Exercise
What is the number of lines in the entries that include the word "this"? Respond with the number only.

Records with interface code
========================================

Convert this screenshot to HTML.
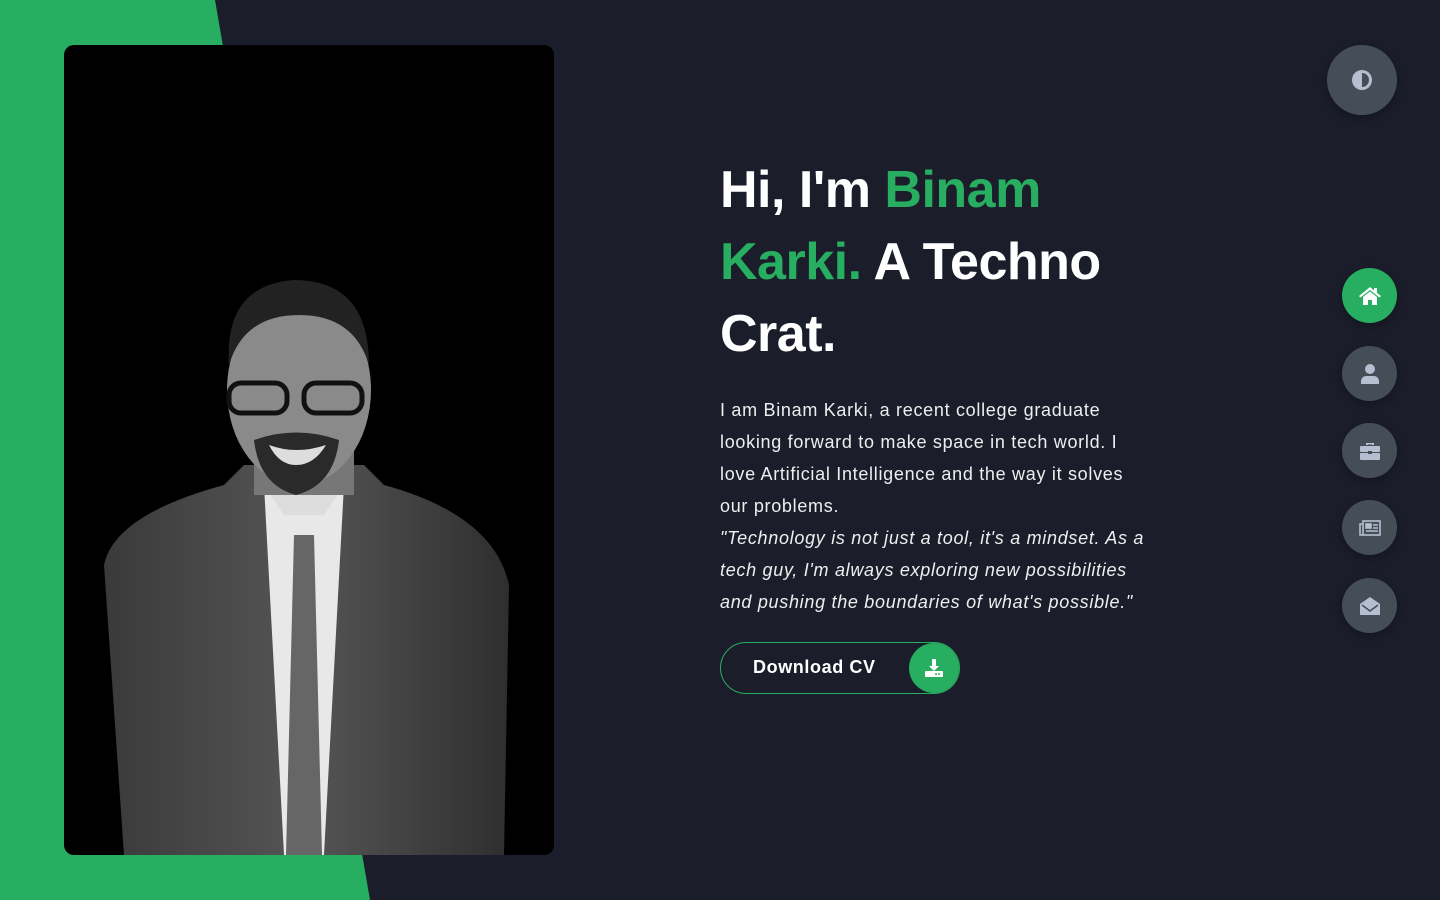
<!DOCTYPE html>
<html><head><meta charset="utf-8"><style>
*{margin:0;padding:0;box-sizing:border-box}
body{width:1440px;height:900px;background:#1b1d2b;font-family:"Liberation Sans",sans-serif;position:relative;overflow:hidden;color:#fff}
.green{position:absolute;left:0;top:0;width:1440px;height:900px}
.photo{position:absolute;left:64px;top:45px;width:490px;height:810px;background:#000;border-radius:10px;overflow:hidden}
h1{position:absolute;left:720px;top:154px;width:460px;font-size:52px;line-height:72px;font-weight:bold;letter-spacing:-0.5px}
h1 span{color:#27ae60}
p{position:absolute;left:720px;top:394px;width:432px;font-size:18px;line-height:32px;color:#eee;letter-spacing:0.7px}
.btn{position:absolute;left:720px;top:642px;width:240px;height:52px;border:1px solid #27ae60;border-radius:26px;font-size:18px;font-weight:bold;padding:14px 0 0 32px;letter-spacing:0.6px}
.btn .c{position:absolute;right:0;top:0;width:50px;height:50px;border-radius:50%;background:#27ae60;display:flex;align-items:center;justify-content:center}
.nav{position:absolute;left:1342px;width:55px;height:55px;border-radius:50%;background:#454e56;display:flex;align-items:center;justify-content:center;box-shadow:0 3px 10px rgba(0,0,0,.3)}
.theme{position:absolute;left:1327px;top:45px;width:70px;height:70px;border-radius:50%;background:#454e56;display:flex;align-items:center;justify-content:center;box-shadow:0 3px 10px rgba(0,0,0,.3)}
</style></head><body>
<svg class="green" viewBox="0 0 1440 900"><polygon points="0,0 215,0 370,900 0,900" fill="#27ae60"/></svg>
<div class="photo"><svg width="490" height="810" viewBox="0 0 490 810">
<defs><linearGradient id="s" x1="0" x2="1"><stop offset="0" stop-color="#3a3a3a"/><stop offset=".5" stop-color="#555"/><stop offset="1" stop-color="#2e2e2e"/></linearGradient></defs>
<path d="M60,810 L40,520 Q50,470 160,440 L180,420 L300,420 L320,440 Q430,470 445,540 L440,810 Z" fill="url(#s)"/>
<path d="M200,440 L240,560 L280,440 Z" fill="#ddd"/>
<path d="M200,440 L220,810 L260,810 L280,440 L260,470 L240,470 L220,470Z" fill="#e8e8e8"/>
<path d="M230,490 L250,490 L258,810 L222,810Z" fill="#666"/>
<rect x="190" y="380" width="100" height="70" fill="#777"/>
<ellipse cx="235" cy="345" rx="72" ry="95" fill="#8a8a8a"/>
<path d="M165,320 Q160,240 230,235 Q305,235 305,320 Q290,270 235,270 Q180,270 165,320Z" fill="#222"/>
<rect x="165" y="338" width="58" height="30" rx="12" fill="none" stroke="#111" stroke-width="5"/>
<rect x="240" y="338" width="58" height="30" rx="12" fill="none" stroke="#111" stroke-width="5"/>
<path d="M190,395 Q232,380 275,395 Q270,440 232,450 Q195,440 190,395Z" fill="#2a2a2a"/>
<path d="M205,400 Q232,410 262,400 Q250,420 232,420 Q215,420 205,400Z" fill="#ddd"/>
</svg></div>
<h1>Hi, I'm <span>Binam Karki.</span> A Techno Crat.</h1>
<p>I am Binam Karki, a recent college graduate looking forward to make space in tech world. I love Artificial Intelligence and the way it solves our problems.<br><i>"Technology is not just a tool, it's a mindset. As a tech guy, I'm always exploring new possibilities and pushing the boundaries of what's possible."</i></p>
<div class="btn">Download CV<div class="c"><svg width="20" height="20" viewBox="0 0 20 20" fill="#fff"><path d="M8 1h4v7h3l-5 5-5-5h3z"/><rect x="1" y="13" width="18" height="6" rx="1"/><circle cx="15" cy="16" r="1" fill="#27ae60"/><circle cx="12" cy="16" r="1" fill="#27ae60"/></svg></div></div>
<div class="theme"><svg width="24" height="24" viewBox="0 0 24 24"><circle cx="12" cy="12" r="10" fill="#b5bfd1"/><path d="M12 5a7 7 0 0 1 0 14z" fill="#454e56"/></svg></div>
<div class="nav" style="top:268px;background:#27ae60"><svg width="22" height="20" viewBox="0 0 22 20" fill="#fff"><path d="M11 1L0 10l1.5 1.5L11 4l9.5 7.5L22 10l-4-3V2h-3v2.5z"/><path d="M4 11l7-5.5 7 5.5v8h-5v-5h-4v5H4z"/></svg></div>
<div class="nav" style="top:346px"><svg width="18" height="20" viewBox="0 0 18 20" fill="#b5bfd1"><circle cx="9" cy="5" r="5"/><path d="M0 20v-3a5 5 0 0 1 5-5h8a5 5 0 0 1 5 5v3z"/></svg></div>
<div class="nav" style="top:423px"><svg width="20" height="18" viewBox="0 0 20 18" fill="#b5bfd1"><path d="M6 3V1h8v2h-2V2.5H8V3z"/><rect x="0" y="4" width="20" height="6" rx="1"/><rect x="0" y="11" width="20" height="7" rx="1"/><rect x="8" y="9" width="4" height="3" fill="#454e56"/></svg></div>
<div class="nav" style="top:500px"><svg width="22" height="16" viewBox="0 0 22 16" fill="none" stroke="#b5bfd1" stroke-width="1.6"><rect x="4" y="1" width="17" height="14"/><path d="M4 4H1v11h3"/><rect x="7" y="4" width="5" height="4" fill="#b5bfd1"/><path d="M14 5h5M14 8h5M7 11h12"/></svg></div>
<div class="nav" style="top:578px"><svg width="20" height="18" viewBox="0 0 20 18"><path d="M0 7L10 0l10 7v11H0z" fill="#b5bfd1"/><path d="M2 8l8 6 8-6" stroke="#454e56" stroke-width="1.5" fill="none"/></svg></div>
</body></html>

========================================

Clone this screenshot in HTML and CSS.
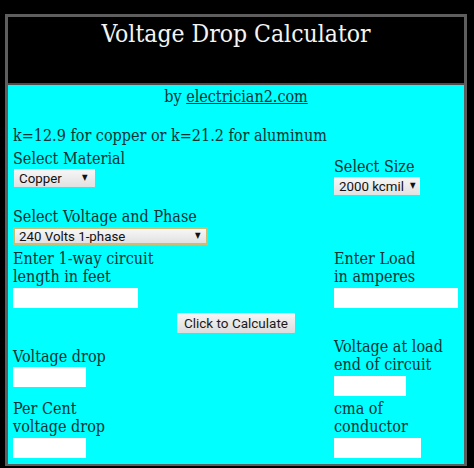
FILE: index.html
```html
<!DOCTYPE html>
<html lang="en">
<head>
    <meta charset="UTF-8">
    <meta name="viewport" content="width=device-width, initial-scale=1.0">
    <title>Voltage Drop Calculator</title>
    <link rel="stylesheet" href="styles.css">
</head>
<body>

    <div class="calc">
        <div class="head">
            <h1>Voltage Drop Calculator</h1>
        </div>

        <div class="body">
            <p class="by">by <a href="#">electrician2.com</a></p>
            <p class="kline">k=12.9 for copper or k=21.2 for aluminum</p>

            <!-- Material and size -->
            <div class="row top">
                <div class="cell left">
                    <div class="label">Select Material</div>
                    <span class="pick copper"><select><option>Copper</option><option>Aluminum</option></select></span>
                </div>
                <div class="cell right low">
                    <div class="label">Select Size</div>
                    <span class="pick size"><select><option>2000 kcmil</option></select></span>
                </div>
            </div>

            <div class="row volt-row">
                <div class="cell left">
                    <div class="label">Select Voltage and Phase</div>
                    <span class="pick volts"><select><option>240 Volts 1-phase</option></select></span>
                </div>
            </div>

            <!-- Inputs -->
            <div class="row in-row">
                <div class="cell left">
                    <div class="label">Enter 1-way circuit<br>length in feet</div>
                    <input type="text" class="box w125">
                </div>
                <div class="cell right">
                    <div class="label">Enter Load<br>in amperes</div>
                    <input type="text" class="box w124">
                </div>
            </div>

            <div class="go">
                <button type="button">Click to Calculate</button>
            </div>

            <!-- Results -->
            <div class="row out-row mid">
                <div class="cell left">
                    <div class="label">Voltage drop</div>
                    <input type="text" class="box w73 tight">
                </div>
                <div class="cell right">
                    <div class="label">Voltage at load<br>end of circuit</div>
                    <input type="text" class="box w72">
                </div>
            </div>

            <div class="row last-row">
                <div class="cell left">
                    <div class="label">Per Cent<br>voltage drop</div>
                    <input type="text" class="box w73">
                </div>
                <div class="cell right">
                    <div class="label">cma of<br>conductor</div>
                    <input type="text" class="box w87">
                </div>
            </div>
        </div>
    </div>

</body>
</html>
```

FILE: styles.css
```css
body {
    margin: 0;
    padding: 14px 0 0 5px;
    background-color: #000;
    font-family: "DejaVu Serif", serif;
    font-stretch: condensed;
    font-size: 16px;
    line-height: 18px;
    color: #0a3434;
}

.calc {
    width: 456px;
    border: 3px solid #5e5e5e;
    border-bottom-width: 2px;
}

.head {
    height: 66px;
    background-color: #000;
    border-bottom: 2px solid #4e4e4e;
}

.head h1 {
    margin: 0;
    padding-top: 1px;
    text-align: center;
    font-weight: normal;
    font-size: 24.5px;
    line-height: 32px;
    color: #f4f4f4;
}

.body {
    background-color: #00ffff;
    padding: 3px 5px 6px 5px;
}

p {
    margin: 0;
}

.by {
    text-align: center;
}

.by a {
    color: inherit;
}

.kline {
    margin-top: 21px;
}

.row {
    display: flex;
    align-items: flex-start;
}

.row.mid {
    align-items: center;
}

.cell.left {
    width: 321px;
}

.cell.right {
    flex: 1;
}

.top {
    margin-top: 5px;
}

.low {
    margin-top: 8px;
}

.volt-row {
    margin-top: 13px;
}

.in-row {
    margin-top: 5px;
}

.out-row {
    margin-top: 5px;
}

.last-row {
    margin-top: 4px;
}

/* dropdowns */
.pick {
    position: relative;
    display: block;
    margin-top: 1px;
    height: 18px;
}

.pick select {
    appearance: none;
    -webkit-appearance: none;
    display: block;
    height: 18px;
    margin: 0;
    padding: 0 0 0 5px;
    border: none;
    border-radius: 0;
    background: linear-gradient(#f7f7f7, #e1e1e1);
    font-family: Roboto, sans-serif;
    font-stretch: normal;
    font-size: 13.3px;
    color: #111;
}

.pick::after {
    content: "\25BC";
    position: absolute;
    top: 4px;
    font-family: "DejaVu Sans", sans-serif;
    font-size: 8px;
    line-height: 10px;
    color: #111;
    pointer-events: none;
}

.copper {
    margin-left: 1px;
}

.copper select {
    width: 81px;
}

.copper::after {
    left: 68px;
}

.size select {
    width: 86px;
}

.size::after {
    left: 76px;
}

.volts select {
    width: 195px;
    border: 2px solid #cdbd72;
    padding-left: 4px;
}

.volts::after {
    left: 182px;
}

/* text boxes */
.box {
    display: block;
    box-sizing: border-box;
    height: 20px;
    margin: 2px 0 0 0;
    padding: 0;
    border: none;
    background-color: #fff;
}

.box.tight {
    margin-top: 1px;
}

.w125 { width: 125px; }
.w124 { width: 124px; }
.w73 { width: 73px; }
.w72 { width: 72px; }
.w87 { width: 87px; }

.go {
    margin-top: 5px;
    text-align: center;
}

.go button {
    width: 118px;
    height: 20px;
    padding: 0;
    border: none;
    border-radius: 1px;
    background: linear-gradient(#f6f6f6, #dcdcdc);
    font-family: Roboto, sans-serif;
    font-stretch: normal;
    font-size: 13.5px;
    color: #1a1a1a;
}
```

========================================

Correct response
2